Reviewers such as Michael Lukas praised its optimism and accessibility, while Gershom Gorenberg called it "a short op-ed article disguised as a book," endorsing its core message but criticizing its lack of depth. Others, including Michael D. Evans and Michael Rubner, accused the book of historical inaccuracies, imbalance, and selective omissions, with Rubner calling it "a disappointing book" marked by "careless words, hasty pronouncements, and sins of omission and commission."

== Background ==
Carter stated that he authored the book because President Barack Obama was "facing a major opportunity and responsibility to lead in ending conflict between Israel and its neighbors." His prior book, Palestine: Peace Not Apartheid, provoked significant debate in the United States. In 2008, he was disinvited from speaking at the Democratic National Convention, reportedly due to his outspoken criticism of Israeli policies in the West Bank and Gaza.

== Contents ==
The book opens with a brief overview of the conflict's history, covering events from biblical times to the Six-Day War in just five pages. Subsequent chapters recount Carter's personal involvement in Middle East diplomacy, including his role in the Camp David Accords. The middle sections address U.S. peace efforts under later administrations, while the final chapters reflect on Carter's 2008 initiatives, assess the contemporary regional landscape, and propose a framework for achieving a lasting Israeli-Palestinian peace.

== Reception ==
Gershom Gorenberg of The New York Times called the book "a short op-ed article disguised as a book," critiquing its anecdotal style and lack of detail but endorsing Carter's central argument for strong U.S. engagement in Middle East peace efforts.

In an op-ed for The Jerusalem Post, Michael D. Evans criticized the book, accusing Carter of historical revisionism and bias against Israel. He objected to Carter's support for involving Hamas, Hezbollah, Iran, and Syria in peace negotiations, while portraying Israeli leaders such as Menachem Begin and Benjamin Netanyahu negatively. He disputed Carter's claims that Begin agreed to divide Jerusalem or freeze settlement construction, citing personal correspondence and conversations. Evans also questioned Carter's objectivity, suggesting that donations from Gulf states to the Carter Center may have influenced his views.

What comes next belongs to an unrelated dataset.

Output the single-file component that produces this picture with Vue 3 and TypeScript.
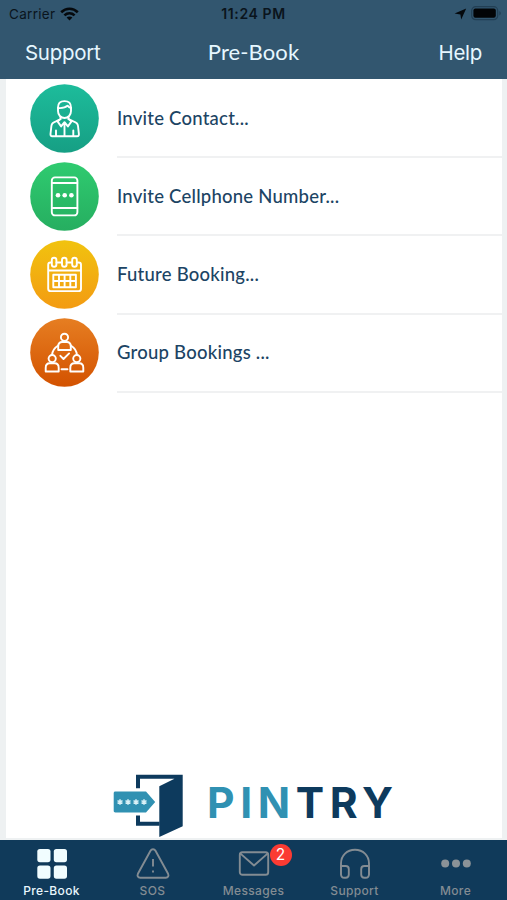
<script setup lang="ts">
interface MenuItem {
  id: string
  label: string
  from: string
  to: string
}

interface Tab {
  id: string
  label: string
  badge?: number
}

const items: MenuItem[] = [
  { id: 'contact', label: 'Invite Contact...', from: '#1dbc9b', to: '#169f84' },
  { id: 'phone', label: 'Invite Cellphone Number...', from: '#2fcb70', to: '#26ae60' },
  { id: 'calendar', label: 'Future Booking...', from: '#f1c30f', to: '#f39b12' },
  { id: 'group', label: 'Group Bookings ...', from: '#e67e22', to: '#d35200' },
]

const tabs: Tab[] = [
  { id: 'prebook', label: 'Pre-Book' },
  { id: 'sos', label: 'SOS' },
  { id: 'messages', label: 'Messages', badge: 2 },
  { id: 'support', label: 'Support' },
  { id: 'more', label: 'More' },
]

const active = 'prebook'
const stars = [7, 15, 23, 31]
</script>

<template>
  <div class="screen">
    <header class="top">
      <div class="status">
        <div class="carrier">
          <span>Carrier</span>
          <svg width="19" height="14" viewBox="0 0 19 14">
            <g fill="none" stroke="#05090d" stroke-width="2.6">
              <path d="M1.2 5.2C6 .6 13 .6 17.8 5.2" />
              <path d="M4.4 8.4c3-2.8 7.2-2.8 10.2 0" />
            </g>
            <path d="M9.5 13.6 6.6 10.6c1.6-1.5 4.2-1.5 5.8 0z" fill="#05090d" />
          </svg>
        </div>
        <div class="clock">11:24 PM</div>
        <div class="indicators">
          <svg width="13" height="12" viewBox="0 0 13 12">
            <path d="M12.2.4 7.2 11.6 6.4 6.4.6 5.6z" fill="#05090d" />
          </svg>
          <svg width="31" height="15" viewBox="0 0 31 15">
            <rect x=".7" y=".7" width="26" height="13" rx="4" fill="none" stroke="#223f54" stroke-width="1.2" />
            <rect x="2.4" y="2.6" width="22.4" height="9.2" rx="2" fill="#020406" />
            <path d="M28.4 5c1.9.8 1.9 3.600 0 4.400z" fill="#223f54" />
          </svg>
        </div>
      </div>
      <nav class="navbar">
        <span class="nav-left">Support</span>
        <span class="nav-title">Pre-Book</span>
        <span class="nav-right">Help</span>
      </nav>
    </header>

    <main class="sheet">
      <ul class="menu">
        <li v-for="item in items" :key="item.id" class="row">
          <svg class="row-icon" width="69" height="69" viewBox="0 0 69 69">
            <defs>
              <linearGradient :id="`fill-${item.id}`" x1="0" y1="0" x2="0" y2="1">
                <stop offset="0" :stop-color="item.from" />
                <stop offset="1" :stop-color="item.to" />
              </linearGradient>
            </defs>
            <circle cx="34.5" cy="34.5" r="34.3" :fill="`url(#fill-${item.id})`" />
            <g v-if="item.id === 'contact'" class="line">
              <path d="M28 23.500c0-4 2.600-6.400 6.500-6.400s6.500 2.400 6.500 6.400v3.500c0 4-2.800 7-6.500 7s-6.500-3-6.500-7z" />
              <path d="M28 24c4 .3 7.500-.3 9.500-2.300 1 1.300 2 2 3.500 2.300" />
              <path d="M30.500 33v2L26 37.400c-3 .9-4.300 2-4.600 4.600l-.9 8c-.1 1.400.4 2.200 1.800 2.200h24.800c1.400 0 1.900-.8 1.800-2.200L48 42c-.3-2.600-1.600-3.700-4.600-4.600L38.500 35v-2" />
              <path d="M30.500 35l-3 2.400 3.600 5 3.400-4.200 3.400 4.200 3.600-5-3-2.400M34.500 38.500v13.500M26 46.500v5.500M43.300 46.500v5.500" />
            </g>
            <g v-else-if="item.id === 'phone'">
              <g class="line">
                <rect x="21.8" y="15.4" width="25.6" height="38" rx="3.2" />
                <path d="M22 21h25.300M22 46h25.300" />
              </g>
              <circle cx="28" cy="33.3" r="2.3" fill="#fff" />
              <circle cx="34.7" cy="33.3" r="2.3" fill="#fff" />
              <circle cx="41.4" cy="33.3" r="2.3" fill="#fff" />
            </g>
            <g v-else-if="item.id === 'calendar'" class="line">
              <path d="M21.500 22.500h-1c-1.600 0-2.300.8-2.300 2.200v24c0 1.600.8 2.400 2.400 2.400h28c1.600 0 2.400-.8 2.400-2.400v-24c0-1.400-.7-2.200-2.300-2.200h-1M26.500 22.500h5M36.700 22.500h5M18.400 30.500h32.400" />
              <rect x="21.8" y="17.8" width="4.600" height="9" rx="2.3" />
              <rect x="32" y="17.8" width="4.600" height="9" rx="2.3" />
              <rect x="42.2" y="17.8" width="4.600" height="9" rx="2.3" />
              <path d="M23.300 34.800h22.600v12.400H23.300zM23.300 41h22.600M29 34.800v12.400M34.600 34.800v12.400M40.300 34.800v12.400" />
            </g>
            <g v-else class="line">
              <circle cx="34.5" cy="19.3" r="3.6" />
              <path d="M28.200 32v-3.400c0-3 1.600-4.600 4-4.600h4.600c2.400 0 4 1.600 4 4.600V32z" />
              <circle cx="22.2" cy="40.6" r="3.6" />
              <path d="M15.700 53.500v-3.600c0-3 1.600-4.600 4-4.600h5c2.400 0 4 1.600 4 4.600v3.600z" />
              <circle cx="46.8" cy="40.6" r="3.6" />
              <path d="M40.300 53.500v-3.600c0-3 1.600-4.600 4-4.600h5c2.400 0 4 1.600 4 4.600v3.600z" />
              <path d="M28.200 27.500c-3.600 2.300-5.800 5.600-6.200 9.300M40.800 27.500c3.600 2.300 5.800 5.600 6.200 9.300M31.500 51.300h6" />
              <path d="M30.400 37.800l3.100 3.200 5.600-5.600" />
            </g>
          </svg>
          <div class="row-body">{{ item.label }}</div>
        </li>
      </ul>

      <div class="brand">
        <svg width="71" height="64" viewBox="0 0 71 64">
          <path d="M23 14.300V.7h46.700v51.600L46.300 63V12.300L61.500 4.700H27v9.600z" fill="#0d3a5d" />
          <path d="M23 41.500h4v6.300h19.600v4H23z" fill="#0d3a5d" />
          <path d="M2.400 17.600H33l9.200 10.400L33 38.400H2.400c-1.100 0-1.700-.6-1.700-1.700V19.300c0-1.100.6-1.700 1.700-1.700z" fill="#3091b2" />
          <g stroke="#d9f1f7" stroke-width="1.5">
            <path v-for="x in stars" :key="x" :d="`M${x} 25.200v5.600M${x - 2.5} 26.600l5 2.800M${x - 2.5} 29.400l5-2.800`" />
          </g>
        </svg>
        <div class="wordmark"><span class="pin">PIN</span><span class="try">TRY</span></div>
      </div>
    </main>

    <footer class="tabbar">
      <div v-for="tab in tabs" :key="tab.id" :class="['tab', { active: tab.id === active }]">
        <div class="tab-icon">
          <svg v-if="tab.id === 'prebook'" width="32" height="32" viewBox="0 0 32 32" fill="#f1fdff">
            <rect x="1.300" y="1" width="13.2" height="13.2" rx="2.6" />
            <rect x="17.8" y="1" width="13.2" height="13.2" rx="2.6" />
            <rect x="1.300" y="17.5" width="13.2" height="13.2" rx="2.6" />
            <rect x="17.8" y="17.5" width="13.2" height="13.2" rx="2.6" />
          </svg>
          <svg v-else-if="tab.id === 'sos'" class="glyph" width="34" height="32" viewBox="0 0 34 32">
            <path d="M14.500 2.800c1.200-2 3.800-2 5 0l12.600 23c1 2-.1 4-2.300 4H4.200c-2.200 0-3.300-2-2.300-4z" />
            <path d="M17 11v7.500M17 22.400v2" stroke-linecap="butt" />
          </svg>
          <svg v-else-if="tab.id === 'messages'" class="glyph" width="32" height="32" viewBox="0 0 32 32">
            <rect x="1.8" y="4.300" width="28.4" height="22.5" rx="2.6" />
            <path d="M2.500 5.600 16 17.500 29.500 5.600" />
          </svg>
          <svg v-else-if="tab.id === 'support'" class="glyph" width="32" height="32" viewBox="0 0 32 32">
            <path d="M2 26V15.500C2 7.500 8 1.800 16 1.800S30 7.500 30 15.500V26" />
            <path d="M2 18h4.600c2 0 3.200 1.200 3.200 3.200v5.400c0 2-1 3.200-3.200 3.200h-1.200C3.200 29.800 2 28.400 2 26zM30 18h-4.600c-2 0-3.200 1.200-3.200 3.200v5.400c0 2 1 3.200 3.200 3.200h1.200c2.200 0 3.400-1.400 3.400-3.800z" />
          </svg>
          <svg v-else width="32" height="32" viewBox="0 0 32 32" fill="#8b9297">
            <circle cx="5.2" cy="15.5" r="4" />
            <circle cx="16" cy="15.5" r="4" />
            <circle cx="26.8" cy="15.5" r="4" />
          </svg>
          <span v-if="tab.badge" class="badge">{{ tab.badge }}</span>
        </div>
        <span class="tab-label">{{ tab.label }}</span>
      </div>
    </footer>
  </div>
</template>

<style>
body {
  margin: 0;
}
</style>

<style scoped>
.screen {
  width: 507px;
  height: 900px;
  display: flex;
  flex-direction: column;
  overflow: hidden;
  background: #eef1f2;
  font-family: Inter, 'Liberation Sans', sans-serif;
}

.top {
  height: 79px;
  flex: none;
  background: #32566f;
}

.status {
  display: grid;
  grid-template-columns: 1fr auto 1fr;
  align-items: center;
  height: 27px;
  padding: 0 5px 0 9px;
  color: #0a141c;
  font-size: 13.5px;
}

.carrier {
  display: flex;
  align-items: center;
  gap: 5px;
  letter-spacing: 0.3px;
}

.clock {
  margin-right: 4px;
  font-size: 14px;
  font-weight: 600;
  letter-spacing: 0.6px;
}

.indicators {
  display: flex;
  align-items: center;
  justify-content: flex-end;
  gap: 4px;
}

.navbar {
  display: grid;
  grid-template-columns: 1fr auto 1fr;
  align-items: center;
  height: 51px;
  padding: 0 25px;
  color: #e6f7ff;
  font-size: 20.5px;
  letter-spacing: -0.3px;
}

.nav-title {
  margin-top: -2px;
  font-family: Lato, sans-serif;
  font-size: 22px;
  letter-spacing: 0.1px;
}

.nav-right {
  text-align: right;
}

.sheet {
  flex: 1;
  display: flex;
  flex-direction: column;
  justify-content: space-between;
  margin: 0 5px 2px 6px;
  background: #fff;
}

.menu {
  margin: 0;
  padding: 0;
  list-style: none;
}

.row {
  display: flex;
  align-items: center;
  gap: 18px;
  height: 78.2px;
  padding-left: 24px;
}

.row-icon {
  flex: none;
}

.row-body {
  flex: 1;
  align-self: stretch;
  display: flex;
  align-items: center;
  margin-bottom: -1px;
  border-bottom: 2px solid #f0f1f2;
  box-sizing: border-box;
  color: #1c4464;
  font-family: Lato, sans-serif;
  font-size: 18.5px;
  font-weight: 500;
  letter-spacing: 0.23px;
}

.line {
  fill: none;
  stroke: #fff;
  stroke-width: 1.9;
  stroke-linejoin: round;
  stroke-linecap: round;
}

.brand {
  display: flex;
  align-items: flex-start;
  gap: 23px;
  padding-left: 107px;
}

.wordmark {
  padding-top: 3px;
  font-weight: 700;
  font-size: 42.5px;
  line-height: 52px;
  letter-spacing: 5.6px;
}

.pin {
  color: #3091b2;
}

.try {
  color: #0d3a5d;
}

.tabbar {
  flex: none;
  display: grid;
  grid-template-columns: repeat(5, 1fr);
  height: 60px;
  padding: 0 1px;
  background: #103a5a;
}

.tab {
  display: flex;
  flex-direction: column;
  align-items: center;
  padding-top: 8px;
  color: #838c93;
}

.tab.active {
  color: #e9f7fd;
}

.tab-icon {
  position: relative;
  height: 32px;
}

.glyph {
  fill: none;
  stroke: #838c93;
  stroke-width: 1.9;
  stroke-linejoin: round;
  stroke-linecap: round;
}

.tab-label {
  margin-top: 3px;
  font-size: 12px;
  font-weight: 500;
  line-height: 16px;
  letter-spacing: 0.35px;
}

.badge {
  position: absolute;
  top: -4px;
  left: 32px;
  width: 22px;
  height: 22px;
  border-radius: 50%;
  background: #fb3b33;
  color: #fff;
  font-size: 15.5px;
  line-height: 22px;
  text-align: center;
}
</style>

Michael Lukas, writing for San Francisco Chronicle, described the book as a "balanced, deeply felt and sporadically exciting" history of the Arab-Israeli conflict focused on diplomacy since 1967. He praised Carter's pragmatic tone and use of personal diary entries but noted the book offers little new in its final peace plan and overlooks key moments like the Oslo Accords. Lukas concluded that the book's main value lies in its role as a conversation starter.

Michael Rubner of Middle East Policy described the book as a largely familiar restatement of existing peace proposals, noting that its main contribution was Carter's 2008 diplomatic mission, including a controversial meeting with Hamas leader Khaled Mashal. Rubner found Carter's peace plan to be a synthesis of earlier frameworks, such as The Clinton Parameters and the Arab Peace Initiative. He criticized the book for factual inaccuracies, uneven treatment of Israeli and Palestinian actions, and a failure to account for shifting political dynamics. He cited errors such as the misdating of Egypt's expulsion of Soviet advisers and overstating Arab recognition after the 1991 Madrid Conference, as well as overlooking Netanyahu's role in the 1998 Wye River Memorandum. He also criticized Carter's omission of Hamas rocket attacks after the 2005 Gaza withdrawal, the violence that led to Israel's security barrier, and Israeli casualties during the First Intifada, while highlighting the contrast between Carter's portrayal of Menachem Begin as a terrorist and his silence on Anwar Sadat’s militant past. Rubner wrote, "All in all, Mr. Carter has produced a disappointing book," adding that while Carter was clearly committed to peace, "the careless words, hasty pronouncements, and sins of omission and commission that abound throughout this book will continue to generate avoidable controversy."